### Source excerpt ###

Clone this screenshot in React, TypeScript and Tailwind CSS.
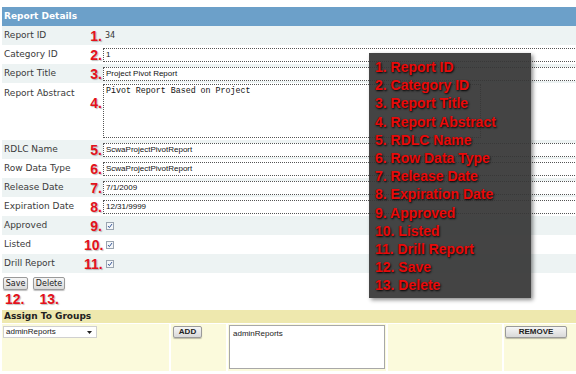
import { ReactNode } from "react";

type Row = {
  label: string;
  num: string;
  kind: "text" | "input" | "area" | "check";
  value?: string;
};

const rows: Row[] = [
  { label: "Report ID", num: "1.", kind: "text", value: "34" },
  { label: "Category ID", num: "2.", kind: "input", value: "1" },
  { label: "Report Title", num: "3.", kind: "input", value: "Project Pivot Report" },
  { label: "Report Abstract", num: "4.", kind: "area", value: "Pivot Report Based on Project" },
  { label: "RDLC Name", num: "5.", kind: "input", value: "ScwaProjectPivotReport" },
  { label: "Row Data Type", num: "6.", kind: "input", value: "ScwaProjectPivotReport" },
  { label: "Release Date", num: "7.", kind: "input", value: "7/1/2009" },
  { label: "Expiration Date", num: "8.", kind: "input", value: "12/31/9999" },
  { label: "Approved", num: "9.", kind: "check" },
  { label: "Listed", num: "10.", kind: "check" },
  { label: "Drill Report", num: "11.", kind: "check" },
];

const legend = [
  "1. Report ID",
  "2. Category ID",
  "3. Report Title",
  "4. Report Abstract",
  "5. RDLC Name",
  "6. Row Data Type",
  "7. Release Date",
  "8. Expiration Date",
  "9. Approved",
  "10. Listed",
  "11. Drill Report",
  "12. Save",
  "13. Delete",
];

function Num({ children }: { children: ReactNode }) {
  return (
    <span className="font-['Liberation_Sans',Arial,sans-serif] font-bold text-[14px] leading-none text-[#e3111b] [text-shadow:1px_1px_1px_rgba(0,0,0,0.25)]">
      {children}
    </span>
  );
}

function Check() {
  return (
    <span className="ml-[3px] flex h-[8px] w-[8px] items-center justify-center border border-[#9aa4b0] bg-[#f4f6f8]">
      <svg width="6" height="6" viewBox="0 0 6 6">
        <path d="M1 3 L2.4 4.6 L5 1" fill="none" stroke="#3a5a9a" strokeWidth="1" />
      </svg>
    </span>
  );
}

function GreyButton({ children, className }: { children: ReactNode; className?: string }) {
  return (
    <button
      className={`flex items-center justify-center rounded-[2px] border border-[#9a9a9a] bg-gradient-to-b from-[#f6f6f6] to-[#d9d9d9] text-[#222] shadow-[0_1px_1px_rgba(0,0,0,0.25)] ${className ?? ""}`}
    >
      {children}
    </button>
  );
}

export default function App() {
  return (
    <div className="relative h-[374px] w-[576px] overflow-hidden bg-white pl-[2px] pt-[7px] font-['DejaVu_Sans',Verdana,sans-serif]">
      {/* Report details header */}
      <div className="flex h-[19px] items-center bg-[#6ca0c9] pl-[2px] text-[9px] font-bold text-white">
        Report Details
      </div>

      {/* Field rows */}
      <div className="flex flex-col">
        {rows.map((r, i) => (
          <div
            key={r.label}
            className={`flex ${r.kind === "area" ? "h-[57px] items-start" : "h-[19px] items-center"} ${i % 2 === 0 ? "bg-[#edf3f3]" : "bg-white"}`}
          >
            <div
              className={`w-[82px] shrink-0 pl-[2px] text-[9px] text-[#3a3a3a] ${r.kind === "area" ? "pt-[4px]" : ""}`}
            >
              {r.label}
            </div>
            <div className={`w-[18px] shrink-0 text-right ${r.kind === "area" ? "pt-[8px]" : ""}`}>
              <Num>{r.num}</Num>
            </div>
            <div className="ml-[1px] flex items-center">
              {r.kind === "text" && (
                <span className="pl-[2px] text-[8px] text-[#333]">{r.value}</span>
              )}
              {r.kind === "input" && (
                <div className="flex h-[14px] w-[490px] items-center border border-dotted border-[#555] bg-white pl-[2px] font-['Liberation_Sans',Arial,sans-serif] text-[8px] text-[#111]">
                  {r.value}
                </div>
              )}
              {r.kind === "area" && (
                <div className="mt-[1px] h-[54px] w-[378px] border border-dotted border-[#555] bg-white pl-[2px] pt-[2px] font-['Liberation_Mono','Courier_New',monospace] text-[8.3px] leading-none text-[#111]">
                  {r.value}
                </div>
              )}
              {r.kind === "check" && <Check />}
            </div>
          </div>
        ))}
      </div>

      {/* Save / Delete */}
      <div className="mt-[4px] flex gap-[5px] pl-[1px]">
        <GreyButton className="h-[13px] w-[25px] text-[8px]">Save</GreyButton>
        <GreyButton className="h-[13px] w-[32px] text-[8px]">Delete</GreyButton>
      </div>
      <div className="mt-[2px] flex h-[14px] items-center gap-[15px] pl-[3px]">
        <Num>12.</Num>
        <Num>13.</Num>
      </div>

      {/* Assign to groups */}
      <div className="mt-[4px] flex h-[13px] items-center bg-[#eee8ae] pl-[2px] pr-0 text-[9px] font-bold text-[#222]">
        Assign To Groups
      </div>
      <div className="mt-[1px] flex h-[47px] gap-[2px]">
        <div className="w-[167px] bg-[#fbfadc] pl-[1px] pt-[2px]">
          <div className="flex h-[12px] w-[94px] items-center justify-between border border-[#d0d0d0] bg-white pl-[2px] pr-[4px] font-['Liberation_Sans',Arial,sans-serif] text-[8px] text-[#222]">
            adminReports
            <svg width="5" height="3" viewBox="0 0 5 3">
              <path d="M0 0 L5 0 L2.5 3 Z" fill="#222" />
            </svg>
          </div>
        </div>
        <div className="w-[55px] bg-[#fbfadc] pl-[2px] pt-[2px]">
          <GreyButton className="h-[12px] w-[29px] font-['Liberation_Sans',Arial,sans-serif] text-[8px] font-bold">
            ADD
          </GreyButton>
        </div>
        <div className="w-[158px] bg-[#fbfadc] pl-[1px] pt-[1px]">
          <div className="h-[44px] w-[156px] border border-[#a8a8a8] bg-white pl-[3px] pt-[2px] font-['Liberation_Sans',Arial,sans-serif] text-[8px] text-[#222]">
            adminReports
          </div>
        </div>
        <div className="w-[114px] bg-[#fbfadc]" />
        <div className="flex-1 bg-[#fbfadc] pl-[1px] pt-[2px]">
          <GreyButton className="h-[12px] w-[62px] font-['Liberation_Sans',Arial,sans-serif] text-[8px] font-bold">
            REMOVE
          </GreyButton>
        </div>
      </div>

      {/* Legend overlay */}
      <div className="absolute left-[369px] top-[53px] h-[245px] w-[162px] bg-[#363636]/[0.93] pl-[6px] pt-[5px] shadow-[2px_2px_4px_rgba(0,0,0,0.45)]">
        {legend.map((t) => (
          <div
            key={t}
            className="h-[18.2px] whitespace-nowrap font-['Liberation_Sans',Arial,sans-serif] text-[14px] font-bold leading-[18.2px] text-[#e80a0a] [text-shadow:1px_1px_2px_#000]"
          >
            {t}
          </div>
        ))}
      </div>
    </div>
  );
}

###

Task to complete:
Do not include the images; transcribe the rest of the listing exactly.

Result:
Clone this screenshot in React, TypeScript and Tailwind CSS.
import { ReactNode } from "react";

type Row = {
  label: string;
  num: string;
  kind: "text" | "input" | "area" | "check";
  value?: string;
};

const rows: Row[] = [
  { label: "Report ID", num: "1.", kind: "text", value: "34" },
  { label: "Category ID", num: "2.", kind: "input", value: "1" },
  { label: "Report Title", num: "3.", kind: "input", value: "Project Pivot Report" },
  { label: "Report Abstract", num: "4.", kind: "area", value: "Pivot Report Based on Project" },
  { label: "RDLC Name", num: "5.", kind: "input", value: "ScwaProjectPivotReport" },
  { label: "Row Data Type", num: "6.", kind: "input", value: "ScwaProjectPivotReport" },
  { label: "Release Date", num: "7.", kind: "input", value: "7/1/2009" },
  { label: "Expiration Date", num: "8.", kind: "input", value: "12/31/9999" },
  { label: "Approved", num: "9.", kind: "check" },
  { label: "Listed", num: "10.", kind: "check" },
  { label: "Drill Report", num: "11.", kind: "check" },
];

const legend = [
  "1. Report ID",
  "2. Category ID",
  "3. Report Title",
  "4. Report Abstract",
  "5. RDLC Name",
  "6. Row Data Type",
  "7. Release Date",
  "8. Expiration Date",
  "9. Approved",
  "10. Listed",
  "11. Drill Report",
  "12. Save",
  "13. Delete",
];

function Num({ children }: { children: ReactNode }) {
  return (
    <span className="font-['Liberation_Sans',Arial,sans-serif] font-bold text-[14px] leading-none text-[#e3111b] [text-shadow:1px_1px_1px_rgba(0,0,0,0.25)]">
      {children}
    </span>
  );
}

function Check() {
  return (
    <span className="ml-[3px] flex h-[8px] w-[8px] items-center justify-center border border-[#9aa4b0] bg-[#f4f6f8]">
      <svg width="6" height="6" viewBox="0 0 6 6">
        <path d="M1 3 L2.4 4.6 L5 1" fill="none" stroke="#3a5a9a" strokeWidth="1" />
      </svg>
    </span>
  );
}

function GreyButton({ children, className }: { children: ReactNode; className?: string }) {
  return (
    <button
      className={`flex items-center justify-center rounded-[2px] border border-[#9a9a9a] bg-gradient-to-b from-[#f6f6f6] to-[#d9d9d9] text-[#222] shadow-[0_1px_1px_rgba(0,0,0,0.25)] ${className ?? ""}`}
    >
      {children}
    </button>
  );
}

export default function App() {
  return (
    <div className="relative h-[374px] w-[576px] overflow-hidden bg-white pl-[2px] pt-[7px] font-['DejaVu_Sans',Verdana,sans-serif]">
      {/* Report details header */}
      <div className="flex h-[19px] items-center bg-[#6ca0c9] pl-[2px] text-[9px] font-bold text-white">
        Report Details
      </div>

      {/* Field rows */}
      <div className="flex flex-col">
        {rows.map((r, i) => (
          <div
            key={r.label}
            className={`flex ${r.kind === "area" ? "h-[57px] items-start" : "h-[19px] items-center"} ${i % 2 === 0 ? "bg-[#edf3f3]" : "bg-white"}`}
          >
            <div
              className={`w-[82px] shrink-0 pl-[2px] text-[9px] text-[#3a3a3a] ${r.kind === "area" ? "pt-[4px]" : ""}`}
            >
              {r.label}
            </div>
            <div className={`w-[18px] shrink-0 text-right ${r.kind === "area" ? "pt-[8px]" : ""}`}>
              <Num>{r.num}</Num>
            </div>
            <div className="ml-[1px] flex items-center">
              {r.kind === "text" && (
                <span className="pl-[2px] text-[8px] text-[#333]">{r.value}</span>
              )}
              {r.kind === "input" && (
                <div className="flex h-[14px] w-[490px] items-center border border-dotted border-[#555] bg-white pl-[2px] font-['Liberation_Sans',Arial,sans-serif] text-[8px] text-[#111]">
                  {r.value}
                </div>
              )}
              {r.kind === "area" && (
                <div className="mt-[1px] h-[54px] w-[378px] border border-dotted border-[#555] bg-white pl-[2px] pt-[2px] font-['Liberation_Mono','Courier_New',monospace] text-[8.3px] leading-none text-[#111]">
                  {r.value}
                </div>
              )}
              {r.kind === "check" && <Check />}
            </div>
          </div>
        ))}
      </div>

      {/* Save / Delete */}
      <div className="mt-[4px] flex gap-[5px] pl-[1px]">
        <GreyButton className="h-[13px] w-[25px] text-[8px]">Save</GreyButton>
        <GreyButton className="h-[13px] w-[32px] text-[8px]">Delete</GreyButton>
      </div>
      <div className="mt-[2px] flex h-[14px] items-center gap-[15px] pl-[3px]">
        <Num>12.</Num>
        <Num>13.</Num>
      </div>

      {/* Assign to groups */}
      <div className="mt-[4px] flex h-[13px] items-center bg-[#eee8ae] pl-[2px] pr-0 text-[9px] font-bold text-[#222]">
        Assign To Groups
      </div>
      <div className="mt-[1px] flex h-[47px] gap-[2px]">
        <div className="w-[167px] bg-[#fbfadc] pl-[1px] pt-[2px]">
          <div className="flex h-[12px] w-[94px] items-center justify-between border border-[#d0d0d0] bg-white pl-[2px] pr-[4px] font-['Liberation_Sans',Arial,sans-serif] text-[8px] text-[#222]">
            adminReports
            <svg width="5" height="3" viewBox="0 0 5 3">
              <path d="M0 0 L5 0 L2.5 3 Z" fill="#222" />
            </svg>
          </div>
        </div>
        <div className="w-[55px] bg-[#fbfadc] pl-[2px] pt-[2px]">
          <GreyButton className="h-[12px] w-[29px] font-['Liberation_Sans',Arial,sans-serif] text-[8px] font-bold">
            ADD
          </GreyButton>
        </div>
        <div className="w-[158px] bg-[#fbfadc] pl-[1px] pt-[1px]">
          <div className="h-[44px] w-[156px] border border-[#a8a8a8] bg-white pl-[3px] pt-[2px] font-['Liberation_Sans',Arial,sans-serif] text-[8px] text-[#222]">
            adminReports
          </div>
        </div>
        <div className="w-[114px] bg-[#fbfadc]" />
        <div className="flex-1 bg-[#fbfadc] pl-[1px] pt-[2px]">
          <GreyButton className="h-[12px] w-[62px] font-['Liberation_Sans',Arial,sans-serif] text-[8px] font-bold">
            REMOVE
          </GreyButton>
        </div>
      </div>

      {/* Legend overlay */}
      <div className="absolute left-[369px] top-[53px] h-[245px] w-[162px] bg-[#363636]/[0.93] pl-[6px] pt-[5px] shadow-[2px_2px_4px_rgba(0,0,0,0.45)]">
        {legend.map((t) => (
          <div
            key={t}
            className="h-[18.2px] whitespace-nowrap font-['Liberation_Sans',Arial,sans-serif] text-[14px] font-bold leading-[18.2px] text-[#e80a0a] [text-shadow:1px_1px_2px_#000]"
          >
            {t}
          </div>
        ))}
      </div>
    </div>
  );
}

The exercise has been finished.